Florentijnse geschiedenissen
Florentijnse geschiedenissen (Istorie fiorentine) is een geschiedkundig werk van Niccolò Machiavelli uit 1525. Hij werd in november 1520 benoemd tot officiële geschiedschrijver van de stad Florence en voltooide de Florentijnse Geschiedenissen in 1525.

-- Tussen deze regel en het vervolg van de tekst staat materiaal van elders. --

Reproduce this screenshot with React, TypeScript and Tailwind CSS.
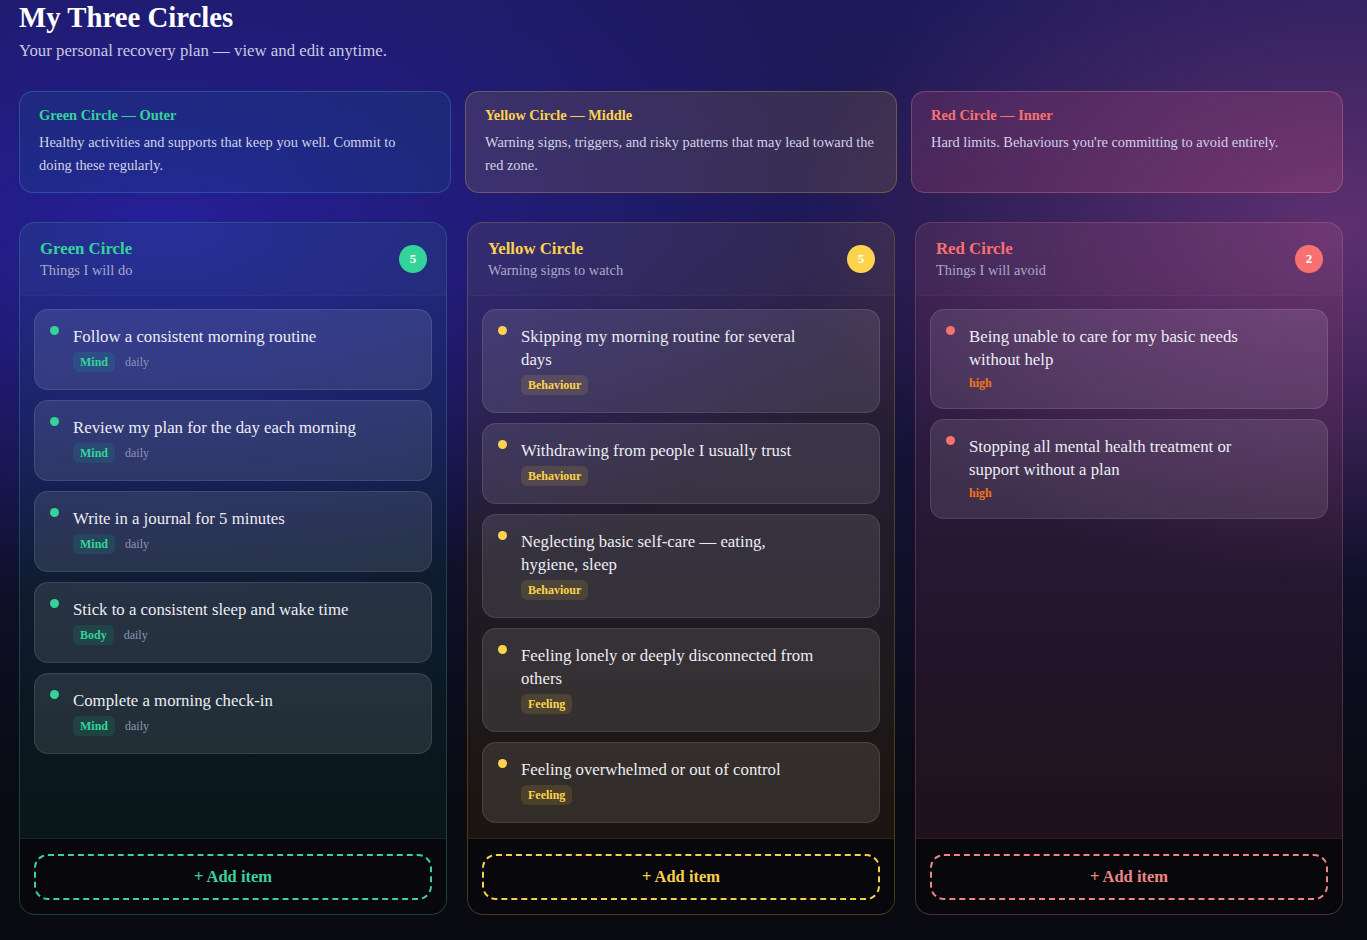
import React from 'react';

type Item = { text: string; tag?: string; freq?: string; level?: string };

type Circle = {
  key: string;
  title: string;
  subtitle: string;
  items: Item[];
  colBg: string;
  colBorder: string;
  titleColor: string;
  badgeBg: string;
  dot: string;
  tagCls: string;
  footBorder: string;
  addCls: string;
};

const circles: Circle[] = [
  {
    key: 'green',
    title: 'Green Circle',
    subtitle: 'Things I will do',
    items: [
      { text: 'Follow a consistent morning routine', tag: 'Mind', freq: 'daily' },
      { text: 'Review my plan for the day each morning', tag: 'Mind', freq: 'daily' },
      { text: 'Write in a journal for 5 minutes', tag: 'Mind', freq: 'daily' },
      { text: 'Stick to a consistent sleep and wake time', tag: 'Body', freq: 'daily' },
      { text: 'Complete a morning check-in', tag: 'Mind', freq: 'daily' },
    ],
    colBg: 'bg-emerald-400/[0.06]',
    colBorder: 'border-emerald-300/20',
    titleColor: 'text-[#34d399]',
    badgeBg: 'bg-[#34d399]',
    dot: 'bg-[#34d399]',
    tagCls: 'text-[#34d399] bg-emerald-400/[0.12]',
    footBorder: 'border-emerald-300/15',
    addCls: 'border-[#3fcf9c] text-[#3fcf9c]',
  },
  {
    key: 'yellow',
    title: 'Yellow Circle',
    subtitle: 'Warning signs to watch',
    items: [
      { text: 'Skipping my morning routine for several days', tag: 'Behaviour' },
      { text: 'Withdrawing from people I usually trust', tag: 'Behaviour' },
      { text: 'Neglecting basic self-care — eating, hygiene, sleep', tag: 'Behaviour' },
      { text: 'Feeling lonely or deeply disconnected from others', tag: 'Feeling' },
      { text: 'Feeling overwhelmed or out of control', tag: 'Feeling' },
    ],
    colBg: 'bg-amber-400/[0.07]',
    colBorder: 'border-amber-300/20',
    titleColor: 'text-[#fcd34d]',
    badgeBg: 'bg-[#fcd34d]',
    dot: 'bg-[#fcd34d]',
    tagCls: 'text-[#fcd34d] bg-amber-300/[0.12]',
    footBorder: 'border-amber-300/15',
    addCls: 'border-[#f7cf4e] text-[#f7cf4e]',
  },
  {
    key: 'red',
    title: 'Red Circle',
    subtitle: 'Things I will avoid',
    items: [
      { text: 'Being unable to care for my basic needs without help', level: 'high' },
      { text: 'Stopping all mental health treatment or support without a plan', level: 'high' },
    ],
    colBg: 'bg-rose-400/[0.09]',
    colBorder: 'border-rose-300/20',
    titleColor: 'text-[#f87171]',
    badgeBg: 'bg-[#f87171]',
    dot: 'bg-[#f87171]',
    tagCls: '',
    footBorder: 'border-rose-300/15',
    addCls: 'border-[#ee8585] text-[#ee8585]',
  },
];

const intro = [
  {
    title: 'Green Circle — Outer',
    text: 'Healthy activities and supports that keep you well. Commit to doing these regularly.',
    cls: 'bg-emerald-400/[0.07] border-sky-300/20',
    titleCls: 'text-[#34d399]',
  },
  {
    title: 'Yellow Circle — Middle',
    text: 'Warning signs, triggers, and risky patterns that may lead toward the red zone.',
    cls: 'bg-amber-300/[0.12] border-amber-300/25',
    titleCls: 'text-[#fcd34d]',
  },
  {
    title: 'Red Circle — Inner',
    text: "Hard limits. Behaviours you're committing to avoid entirely.",
    cls: 'bg-rose-400/[0.15] border-rose-300/25',
    titleCls: 'text-[#f87171]',
  },
];

function ItemCard({ item, c }: { item: Item; c: Circle }) {
  return (
    <div className="rounded-[14px] border border-white/10 bg-white/[0.1] pl-[15px] pr-4 pt-[15px] pb-[17px] flex items-start gap-[14px]">
      <span className={`mt-[1px] w-[9px] h-[9px] rounded-full shrink-0 ${c.dot}`} />
      <div className="max-w-[300px]">
        <p className="text-[16.8px] leading-[23px] text-[#ececf4]">{item.text}</p>
        <div className="mt-[4px] flex items-center gap-[10px]">
          {item.tag && (
            <span className={`rounded-md px-[7px] py-[3px] text-[12px] leading-[14px] font-bold ${c.tagCls}`}>
              {item.tag}
            </span>
          )}
          {item.freq && <span className="text-[12px] leading-[20px] text-[#9093b3]">{item.freq}</span>}
          {item.level && (
            <span className="text-[12px] leading-[16px] font-bold text-[#f97316]">{item.level}</span>
          )}
        </div>
      </div>
    </div>
  );
}

function Column({ c }: { c: Circle }) {
  return (
    <div className={`flex flex-col rounded-[16px] border overflow-hidden ${c.colBorder} ${c.colBg}`}>
      <div className="flex items-center justify-between pl-5 pr-[19px] pt-[15px] pb-[15px] bg-white/[0.025] border-b border-white/[0.03]">
        <div>
          <h2 className={`text-[16.8px] leading-[22px] font-bold ${c.titleColor}`}>{c.title}</h2>
          <p className="text-[14.4px] leading-[20px] text-[#a7a9c6]">{c.subtitle}</p>
        </div>
        <span
          className={`w-7 h-7 rounded-full flex items-center justify-center text-[13px] font-bold text-white ${c.badgeBg}`}
        >
          {c.items.length}
        </span>
      </div>
      <div className="flex-1 flex flex-col gap-[10px] px-[14px] pt-[13px] pb-[15px]">
        {c.items.map((it) => (
          <ItemCard key={it.text} item={it} c={c} />
        ))}
      </div>
      <div className={`border-t bg-[#07070c] px-[14px] pt-[15px] pb-[14px] ${c.footBorder}`}>
        <button
          className={`w-full h-[46px] rounded-[14px] border-2 border-dashed bg-transparent text-[16.5px] font-bold ${c.addCls}`}
        >
          + Add item
        </button>
      </div>
    </div>
  );
}

export default function App() {
  return (
    <div
      className="min-h-screen w-full pl-[19px] pr-[24px] pb-6 font-['Liberation_Serif',serif] bg-[#0a0a12] bg-[radial-gradient(ellipse_55%_40%_at_12%_24%,rgba(38,32,165,0.85),transparent),radial-gradient(ellipse_40%_38%_at_98%_24%,rgba(105,52,118,0.85),transparent),linear-gradient(to_bottom,#1c1a5a_0%,#1c1748_30%,#10102a_60%,#0a0a13_85%)]"
    >
      <h1 className="text-[28.8px] leading-[34px] font-bold text-white">My Three Circles</h1>
      <p className="mt-[5px] text-[16.8px] leading-[24px] text-[#c9c9e2]">
        Your personal recovery plan — view and edit anytime.
      </p>

      <div className="mt-[28px] grid grid-cols-3 gap-[14px]">
        {intro.map((i) => (
          <div key={i.title} className={`rounded-[14px] border px-[19px] pt-[14px] pb-[15px] ${i.cls}`}>
            <h3 className={`text-[14.4px] leading-[19px] font-bold ${i.titleCls}`}>{i.title}</h3>
            <p className="mt-[6px] text-[14.4px] leading-[23px] text-[#d2d2e6]">{i.text}</p>
          </div>
        ))}
      </div>

      <div className="mt-[29px] grid grid-cols-3 gap-5">
        {circles.map((c) => (
          <Column key={c.key} c={c} />
        ))}
      </div>
    </div>
  );
}
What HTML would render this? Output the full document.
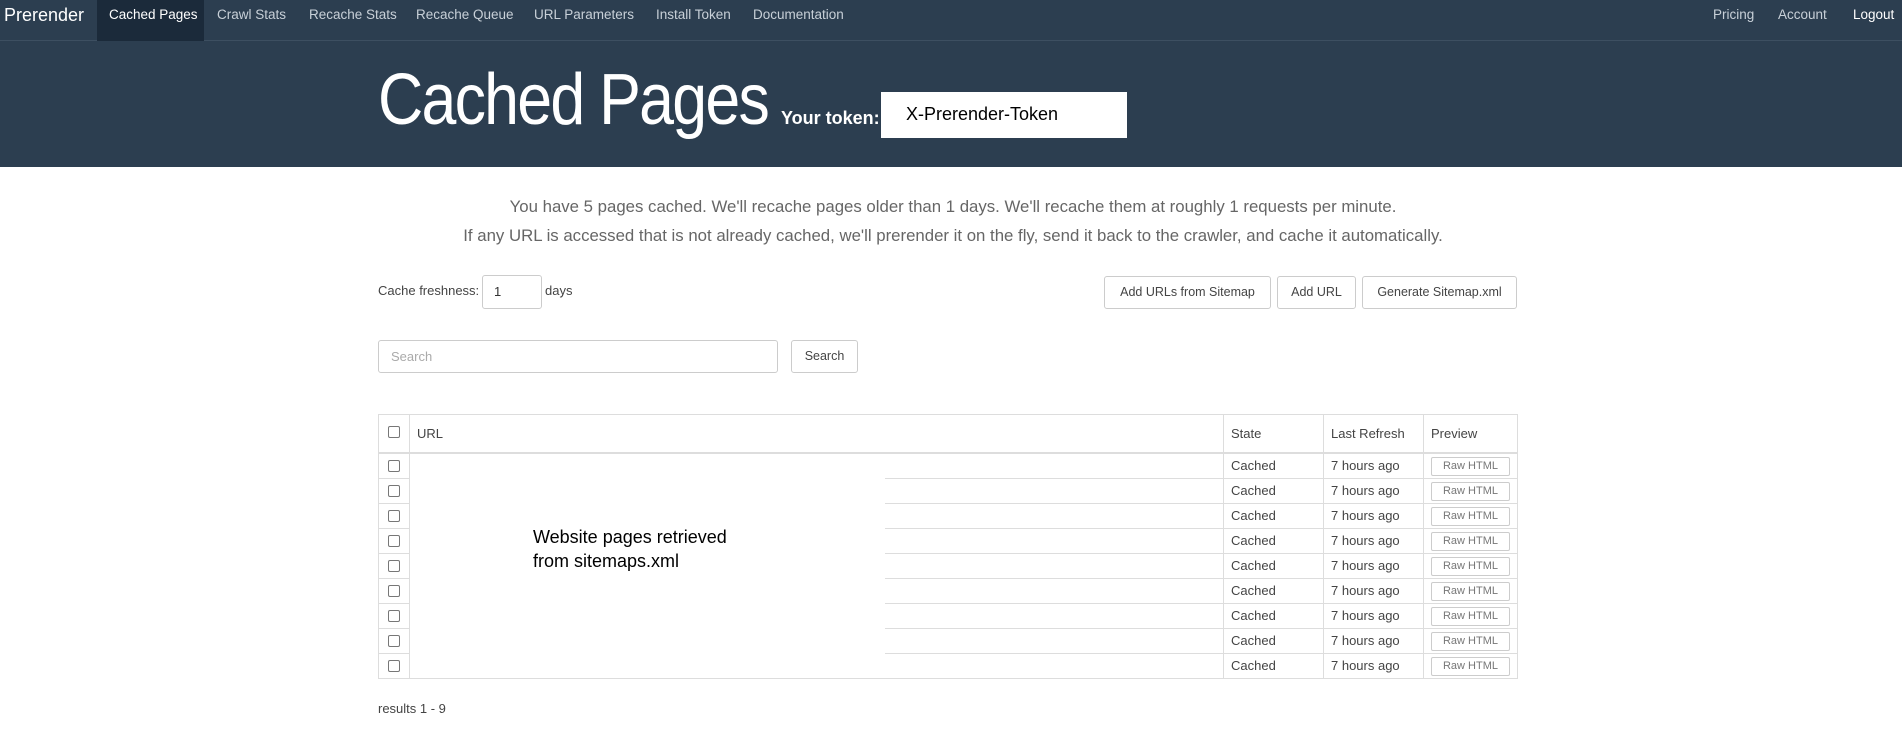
<!DOCTYPE html>
<html><head><meta charset="utf-8"><style>
*{box-sizing:border-box;margin:0;padding:0}
body{width:1902px;height:752px;background:#fff;font-family:"Liberation Sans",sans-serif;position:relative;overflow:hidden;color:#333}
.abs{position:absolute;white-space:nowrap}
.nav{position:absolute;left:0;top:0;width:1902px;height:41px;background:#2c3e50;border-bottom:1px solid #3d4f61}
.nav span{position:absolute;top:0;line-height:30px;font-size:13.5px;color:#c8d0d8}
.hero{position:absolute;left:0;top:41px;width:1902px;height:126px;background:#2c3e50}
.btn{position:absolute;border:1px solid #ccc;border-radius:3px;background:#fff;font-size:12.5px;color:#444;text-align:center;line-height:31px}
.hl{position:absolute;height:1px;background:#ddd}
.vl{position:absolute;width:1px;background:#ddd}
.cb{position:absolute;width:12px;height:12px;border:1px solid #777;border-radius:2px;background:#fff}
.cell{position:absolute;font-size:13px;color:#444;line-height:25px}
.raw{position:absolute;width:79px;height:19px;border:1px solid #ccc;border-radius:2px;font-size:11px;color:#777;text-align:center;line-height:17px}
</style></head><body>
<div class="nav">
<span style="left:4px;font-size:18px;color:#fff">Prerender</span>
<div style="position:absolute;left:97px;top:0;width:107px;height:41px;background:#1b2a3a"></div>
<span style="left:109px;color:#fff">Cached Pages</span>
<span style="left:217px">Crawl Stats</span>
<span style="left:309px">Recache Stats</span>
<span style="left:416px">Recache Queue</span>
<span style="left:534px">URL Parameters</span>
<span style="left:656px">Install Token</span>
<span style="left:753px">Documentation</span>
<span style="left:1713px">Pricing</span>
<span style="left:1778px">Account</span>
<span style="left:1853px;color:#fff">Logout</span>
</div>
<div class="hero"></div>
<div class="abs" style="left:378px;top:58px;font-size:72px;color:#fff;letter-spacing:-2px;line-height:84px;transform:scaleX(0.87);transform-origin:0 0">Cached Pages</div>
<div class="abs" style="left:781px;top:108px;font-size:18px;color:#fff;font-weight:bold">Your token:</div>
<div class="abs" style="left:881px;top:92px;width:246px;height:46px;background:#fff"></div>
<div class="abs" style="left:906px;top:104px;font-size:18px;color:#000">X-Prerender-Token</div>
<div class="abs" style="left:0;width:1902px;text-align:center;top:192px;font-size:16.8px;color:#666;line-height:29px;padding-left:4px">You have 5 pages cached. We'll recache pages older than 1 days. We'll recache them at roughly 1 requests per minute.<br>If any URL is accessed that is not already cached, we'll prerender it on the fly, send it back to the crawler, and cache it automatically.</div>
<div class="abs" style="left:378px;top:283px;font-size:13px;color:#444">Cache freshness:</div>
<div class="abs" style="left:482px;top:275px;width:60px;height:34px;border:1px solid #ccc;border-radius:3px;font-size:13px;padding:8px 11px">1</div>
<div class="abs" style="left:545px;top:283px;font-size:13px;color:#444">days</div>
<div class="btn" style="left:1104px;top:276px;width:167px;height:33px">Add URLs from Sitemap</div>
<div class="btn" style="left:1277px;top:276px;width:79px;height:33px">Add URL</div>
<div class="btn" style="left:1362px;top:276px;width:155px;height:33px">Generate Sitemap.xml</div>
<div class="abs" style="left:378px;top:340px;width:400px;height:33px;border:1px solid #ccc;border-radius:3px;font-size:13px;color:#aaa;padding:8px 12px">Search</div>
<div class="btn" style="left:791px;top:340px;width:67px;height:33px">Search</div>
<div class="hl" style="left:378px;top:414px;width:1139px"></div>
<div class="hl" style="left:378px;top:452px;width:1139px;height:2px"></div>
<div class="hl" style="left:378px;top:478px;width:1139px"></div>
<div class="hl" style="left:378px;top:503px;width:1139px"></div>
<div class="hl" style="left:378px;top:528px;width:1139px"></div>
<div class="hl" style="left:378px;top:553px;width:1139px"></div>
<div class="hl" style="left:378px;top:578px;width:1139px"></div>
<div class="hl" style="left:378px;top:603px;width:1139px"></div>
<div class="hl" style="left:378px;top:628px;width:1139px"></div>
<div class="hl" style="left:378px;top:653px;width:1139px"></div>
<div class="hl" style="left:378px;top:678px;width:1139px"></div>
<div class="vl" style="left:378px;top:414px;height:265px"></div>
<div class="vl" style="left:409px;top:414px;height:265px"></div>
<div class="vl" style="left:1223px;top:414px;height:265px"></div>
<div class="vl" style="left:1323px;top:414px;height:265px"></div>
<div class="vl" style="left:1423px;top:414px;height:265px"></div>
<div class="vl" style="left:1517px;top:414px;height:265px"></div>
<div class="abs" style="left:410px;top:454px;width:475px;height:224px;background:#fff"></div>
<div class="cb" style="left:388px;top:426px"></div>
<div class="cell" style="left:417px;top:421px">URL</div>
<div class="cell" style="left:1231px;top:421px">State</div>
<div class="cell" style="left:1331px;top:421px">Last Refresh</div>
<div class="cell" style="left:1431px;top:421px">Preview</div>
<div id="rows"></div>
<div class="abs" style="left:533px;top:525px;font-size:18px;color:#000;line-height:24px">Website pages retrieved<br>from sitemaps.xml</div>
<div class="abs" style="left:378px;top:701px;font-size:13px;color:#444">results 1 - 9</div>
<script>
var h='';for(var i=0;i<9;i++){var t=454+i*25;
h+='<div class="cb" style="left:388px;top:'+(t+6)+'px"></div><div class="cell" style="left:1231px;top:'+(t-1)+'px">Cached</div><div class="cell" style="left:1331px;top:'+(t-1)+'px">7 hours ago</div><div class="raw" style="left:1431px;top:'+(t+3)+'px">Raw HTML</div>';}
document.getElementById('rows').innerHTML=h;
</script>
</body></html>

Machiavelli schilderde Florence af als een verdeelde stad met grote interne vijandschappen tussen de burgers. Florence had niet één splitsing, maar vele. Politiek tussen partijen en coalities, economisch tussen patriciërs en gilden, sociaal tussen burgers en arbeiders. Als ooit in enige republiek haar gespletenheden opmerkelijk waren, dan zijn die van Florence wel de opmerkelijkste. Machiavelli beschreef hoe die tegenstellingen weerspiegeld werden in de institutionele structuur, de politieke clans en de sociale groeperingen. Het werk druipt van het patriottisme en besteedt bijzondere aandacht aan gebeurtenissen die de politieke theorieën van Machiavelli ondersteunen.
De Medici verwachtten van de geschiedschrijver een welwillende uitbeelding van hun familie. Machiavelli droeg het werk op aan paus Clemens VII als diens onderdanige slaaf. De geschiedenis ging van 1434 tot 1494, het begin en voorlopig einde van de Medici-dynastie. Hun grondlegger Cosimo de' Medici de Oude was de aanzienlijkste burger in civiel die ooit een stad gekend had. Over Lorenzo de Luisterrijke: Niet alleen in Florence, maar ook in Italië stierf nimmer een man die om zijn schranderheid zo’n grote faam genoot en na wiens verlies zijn vaderland zo droevig was geweest.